Secret of Mana still feels fresh and fun 17 years later
The iPhone has been a boon for the modern generation of RPG fans. Aside from providing gamers with a slew of rather impressive titles that can be taken anywhere, it’s also provided folks with the opportunity to play some of the best RPG’s from previous console generations. Square-Enix has released Secret of Mana for the iPhone, and the port shows that classic games can still be just as great as they were when they first came out.
The story goes a little something like this: Randi, the local village outcast, invites himself along on some friends’ adventures and winds up getting a bit lost. He realizes that he needs something to help clear a path back home and pulls a conveniently-located sword from a stone in order to do so.

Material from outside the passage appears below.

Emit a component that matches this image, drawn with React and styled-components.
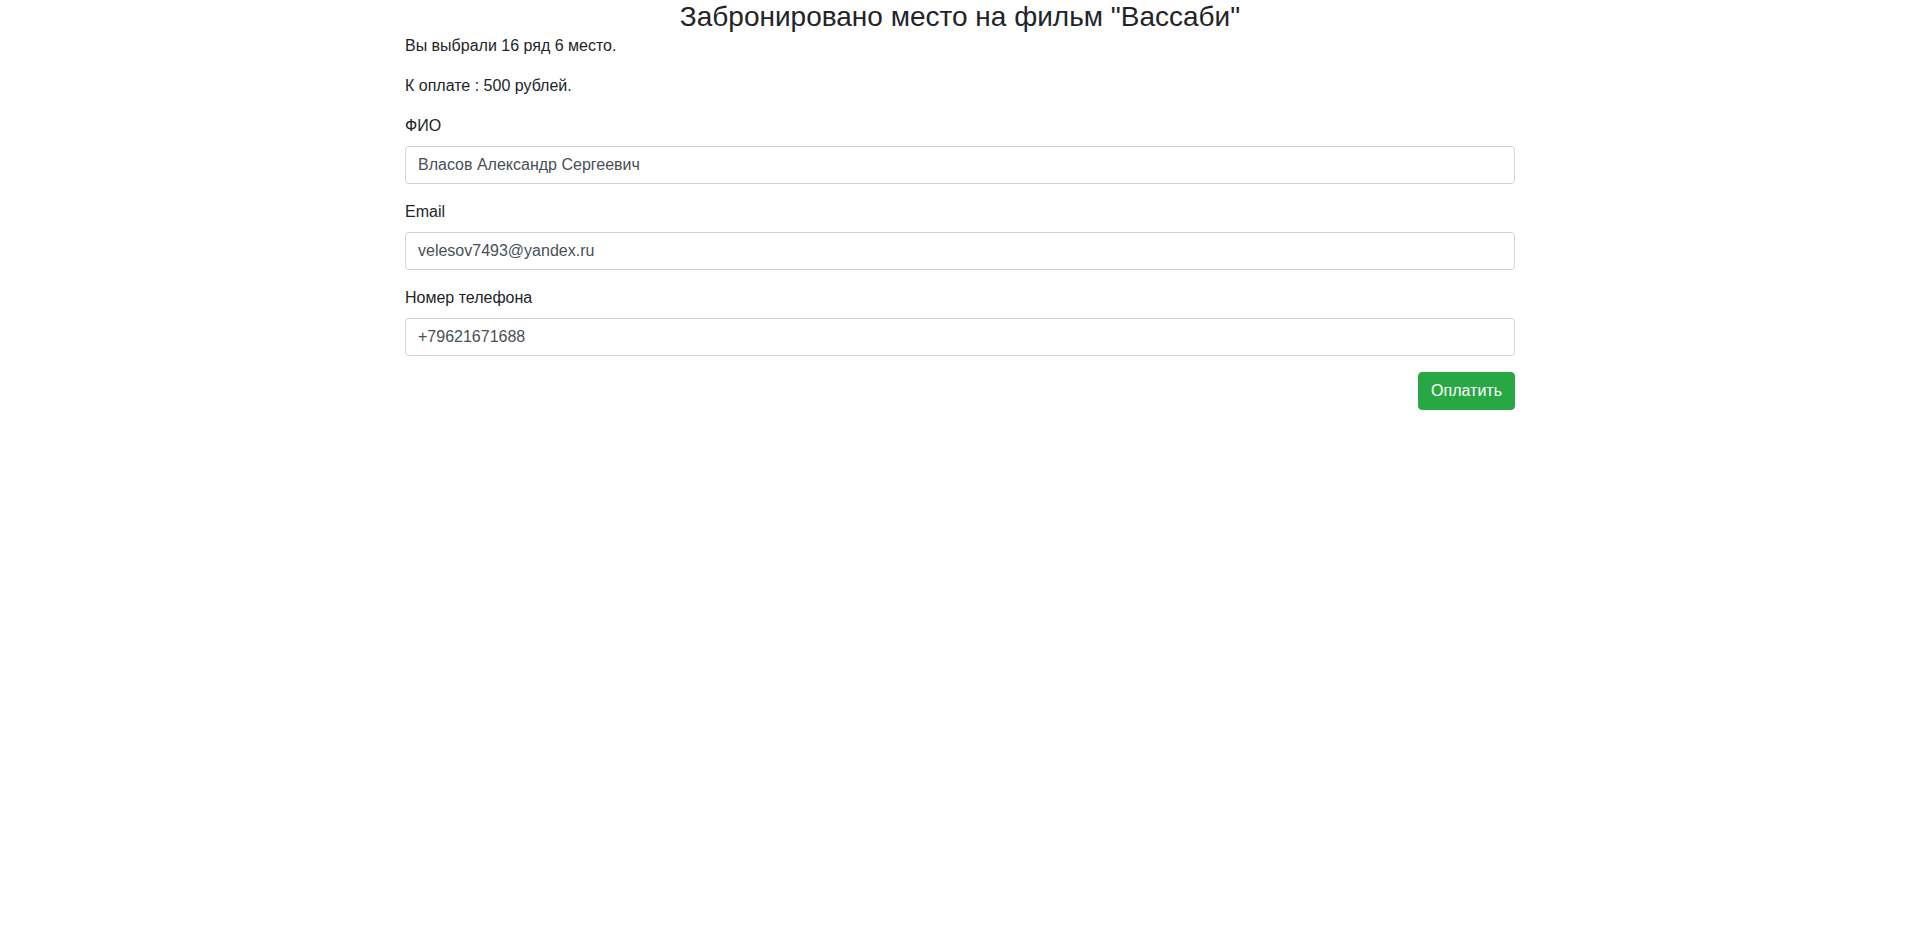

This, in turn, marks the beginning of a prophecy that requires Randi (and some friends who join him on his journey) to prevent an evil empire from coming into being.
This top-down action RPG is a lot of fun to play. The usual virtual joystick is used for movement, and action/attack buttons are used to interact with the Randi’s surroundings. There’s a strategy to effective attacks: whenever an attack is made, it depletes an action gauge that quickly refills. In order for an attack to be powerful, the gauge needs to be completely filled. If attacks can be repeatedly timed to take advantage of the full gauge, some truly massive damage can be unleashed on one’s opponents.
For a 17-year-old game, Secret of Mana has aged nicely. That makes sense, since the game was one of the best-looking games on the Super Nintendo, though the graphics look a little fuzzy at times on the iPhone 4’s retina display. That said, the overall look is great, the designs are still imaginative, and the colors are pretty vibrant.
The audio is great too. While there are the usual sound effects for combat and the like, the soundtrack here really stands out. The music is just as lovely as it was when the game was first released. There’s no voice-acting (not surprising, since it’s a port of an SNES game), and the deep story is told out via a lot of text on the screen. I don’t remember how good the translation was when the game first came out, but it’s great now.
There are a couple of shortcomings here, though. When the game was first released, it featured a multiplayer mode that has been removed from this port (which, honestly, makes no sense given the online nature of the iPhone). Also, inventory management is a bit of a chore thanks to “ring command” system that Square Enix uses in the game. This is a holdover from the original incarnation; it was kind of clunky and confusing back then, and it hasn’t gotten any better over time.
Unlike so many classic games that have been ported to the iPhone, Secret of Mana doesn’t feel like it’s only going to be enjoyed by gamers who grew up playing it. It’s fun, it’s deep, and it looks great even after all this time. In spite of the (minor) problems, there’s a lot here to like, and anyone who’s an RPG fan should add this game to their iPhone’s App library immediately.